Back To School For In-Person Learning Takes On Extra Importance For Some Students On Autism Spectrum On South Coast
A new crop of students are not only back in-person, but are the first at new Ventura County campus designed for those on the autism spectrum.
It’s back to school in person for a growing number of campuses on the Central and South Coasts. Back to school has special meaning at a Camarillo school which caters to kids on the autism spectrum, Triton Academy.
Sarah Galloway is Principal of Triton, a school serving third through 12th grade students from throughout Ventura County. She says they have more than 70 students.
Kids on the autism spectrum typically have big issues with social skills, and it’s harder to address that with remote learning. Having the students back on campus takes on an extra importance compared to traditional schools.
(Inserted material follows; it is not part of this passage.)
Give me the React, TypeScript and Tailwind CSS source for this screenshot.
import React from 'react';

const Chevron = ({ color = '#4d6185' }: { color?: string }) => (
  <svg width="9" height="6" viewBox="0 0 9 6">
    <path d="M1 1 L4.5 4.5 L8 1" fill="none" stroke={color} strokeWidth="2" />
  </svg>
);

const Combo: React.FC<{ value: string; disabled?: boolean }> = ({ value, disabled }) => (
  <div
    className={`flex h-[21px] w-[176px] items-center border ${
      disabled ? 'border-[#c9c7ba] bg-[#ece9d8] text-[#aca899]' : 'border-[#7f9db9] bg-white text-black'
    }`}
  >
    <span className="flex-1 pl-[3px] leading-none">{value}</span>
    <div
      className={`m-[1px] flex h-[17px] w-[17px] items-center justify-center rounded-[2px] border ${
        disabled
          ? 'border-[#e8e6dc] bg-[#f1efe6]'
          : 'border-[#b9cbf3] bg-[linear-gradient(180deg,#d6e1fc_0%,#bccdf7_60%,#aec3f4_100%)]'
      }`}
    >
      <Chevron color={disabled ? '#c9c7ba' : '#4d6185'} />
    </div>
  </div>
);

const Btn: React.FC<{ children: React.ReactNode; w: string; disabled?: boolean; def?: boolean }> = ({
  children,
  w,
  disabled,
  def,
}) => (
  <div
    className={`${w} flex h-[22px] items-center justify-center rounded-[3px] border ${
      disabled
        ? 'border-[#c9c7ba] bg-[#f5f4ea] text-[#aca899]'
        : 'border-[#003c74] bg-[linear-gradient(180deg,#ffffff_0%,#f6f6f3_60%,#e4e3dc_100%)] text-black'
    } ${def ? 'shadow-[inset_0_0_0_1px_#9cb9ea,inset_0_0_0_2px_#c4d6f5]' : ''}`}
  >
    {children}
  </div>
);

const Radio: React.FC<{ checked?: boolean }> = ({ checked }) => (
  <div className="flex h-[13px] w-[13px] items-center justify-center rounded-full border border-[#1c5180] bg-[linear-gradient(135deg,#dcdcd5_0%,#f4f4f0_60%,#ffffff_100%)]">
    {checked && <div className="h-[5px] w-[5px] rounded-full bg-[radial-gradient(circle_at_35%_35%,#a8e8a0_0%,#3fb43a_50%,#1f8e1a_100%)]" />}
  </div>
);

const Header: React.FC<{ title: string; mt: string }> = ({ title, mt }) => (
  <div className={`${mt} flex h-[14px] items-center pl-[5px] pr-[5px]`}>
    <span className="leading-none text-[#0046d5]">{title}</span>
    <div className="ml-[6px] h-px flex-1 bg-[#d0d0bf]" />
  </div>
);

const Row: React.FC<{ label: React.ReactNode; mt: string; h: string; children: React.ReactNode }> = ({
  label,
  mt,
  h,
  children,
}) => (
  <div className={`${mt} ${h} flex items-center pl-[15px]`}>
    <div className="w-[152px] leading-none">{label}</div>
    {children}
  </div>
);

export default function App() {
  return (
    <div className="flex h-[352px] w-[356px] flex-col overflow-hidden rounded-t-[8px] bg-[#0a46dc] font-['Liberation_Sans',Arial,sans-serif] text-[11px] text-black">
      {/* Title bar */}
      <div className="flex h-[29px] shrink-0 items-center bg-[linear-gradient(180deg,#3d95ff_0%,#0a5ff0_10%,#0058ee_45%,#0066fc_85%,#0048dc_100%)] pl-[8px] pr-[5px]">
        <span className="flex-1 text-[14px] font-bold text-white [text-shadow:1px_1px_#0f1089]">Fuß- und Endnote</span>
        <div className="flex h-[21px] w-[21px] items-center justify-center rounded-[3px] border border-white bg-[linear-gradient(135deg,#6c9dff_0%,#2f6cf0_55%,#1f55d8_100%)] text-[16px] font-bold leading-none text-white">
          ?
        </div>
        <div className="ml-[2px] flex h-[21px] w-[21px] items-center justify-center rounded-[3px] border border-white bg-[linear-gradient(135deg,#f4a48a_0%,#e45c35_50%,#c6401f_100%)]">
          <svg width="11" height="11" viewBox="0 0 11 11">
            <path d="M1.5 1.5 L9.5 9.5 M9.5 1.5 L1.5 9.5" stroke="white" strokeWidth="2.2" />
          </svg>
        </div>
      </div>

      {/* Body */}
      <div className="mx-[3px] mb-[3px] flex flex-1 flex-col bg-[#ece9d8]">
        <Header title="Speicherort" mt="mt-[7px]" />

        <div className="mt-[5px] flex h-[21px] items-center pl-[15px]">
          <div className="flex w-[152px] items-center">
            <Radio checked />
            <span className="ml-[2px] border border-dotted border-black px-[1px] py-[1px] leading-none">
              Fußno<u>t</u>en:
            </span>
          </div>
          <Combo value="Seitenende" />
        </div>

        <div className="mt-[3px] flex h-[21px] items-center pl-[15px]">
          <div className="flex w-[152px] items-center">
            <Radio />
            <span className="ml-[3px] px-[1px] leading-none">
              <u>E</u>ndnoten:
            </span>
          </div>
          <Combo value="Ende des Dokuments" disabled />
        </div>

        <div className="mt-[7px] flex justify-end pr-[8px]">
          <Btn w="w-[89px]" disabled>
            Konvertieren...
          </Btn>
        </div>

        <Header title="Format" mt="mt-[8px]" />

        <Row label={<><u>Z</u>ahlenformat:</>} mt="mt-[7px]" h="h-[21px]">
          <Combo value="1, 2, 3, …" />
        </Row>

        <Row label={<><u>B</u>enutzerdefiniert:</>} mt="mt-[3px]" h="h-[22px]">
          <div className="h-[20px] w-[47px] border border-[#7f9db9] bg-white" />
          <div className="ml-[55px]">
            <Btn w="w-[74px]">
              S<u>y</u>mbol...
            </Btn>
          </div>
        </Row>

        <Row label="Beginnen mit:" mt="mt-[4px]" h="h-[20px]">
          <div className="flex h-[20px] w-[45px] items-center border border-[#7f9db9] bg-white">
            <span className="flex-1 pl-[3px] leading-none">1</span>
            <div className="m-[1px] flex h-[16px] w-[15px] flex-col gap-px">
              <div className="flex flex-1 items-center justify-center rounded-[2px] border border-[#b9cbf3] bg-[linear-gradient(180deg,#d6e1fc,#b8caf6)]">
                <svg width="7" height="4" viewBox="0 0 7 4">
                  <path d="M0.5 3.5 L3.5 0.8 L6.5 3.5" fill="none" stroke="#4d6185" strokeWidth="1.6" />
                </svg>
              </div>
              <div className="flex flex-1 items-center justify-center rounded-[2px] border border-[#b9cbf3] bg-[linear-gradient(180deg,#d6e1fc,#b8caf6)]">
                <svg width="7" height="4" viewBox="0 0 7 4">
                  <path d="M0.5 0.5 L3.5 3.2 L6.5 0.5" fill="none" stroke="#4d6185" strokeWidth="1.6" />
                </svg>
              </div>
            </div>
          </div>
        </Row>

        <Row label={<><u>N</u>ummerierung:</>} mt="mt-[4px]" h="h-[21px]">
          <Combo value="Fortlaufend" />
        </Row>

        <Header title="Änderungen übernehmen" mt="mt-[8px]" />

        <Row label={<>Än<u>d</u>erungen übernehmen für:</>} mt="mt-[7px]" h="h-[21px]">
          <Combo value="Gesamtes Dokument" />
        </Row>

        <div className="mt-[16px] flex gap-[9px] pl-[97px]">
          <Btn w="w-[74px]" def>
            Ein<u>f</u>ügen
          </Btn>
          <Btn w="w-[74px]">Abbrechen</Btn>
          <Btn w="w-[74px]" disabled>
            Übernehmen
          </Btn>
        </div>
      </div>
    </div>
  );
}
17-year-old Connor Partington is a Triton student who says distance learning just wasn’t the same is being there in person. The Thousand Oaks teen says he’s grateful Triton is again open for in-person instruction.
Back to in-person instruction has taken on a special twist for Triton, because it’s back to school at a brand new place.
It’s operated by the Ventura County Office of Education. Triton operated for years at an old elementary school campus in Camarillo. When the school district needed the campus again, the school moved to temporary facilities at Camarillo Airport while a new campus was built.
Now, the school has its own permanent home. It’s a $15 million dollar, 30,000 square foot complex on Adolfo Road in Camarillo. Teachers worked hard to prepare students to their new surroundings, producing YouTube videos and taking students on virtual tours so they would be comfortable for in-person classes at the new school.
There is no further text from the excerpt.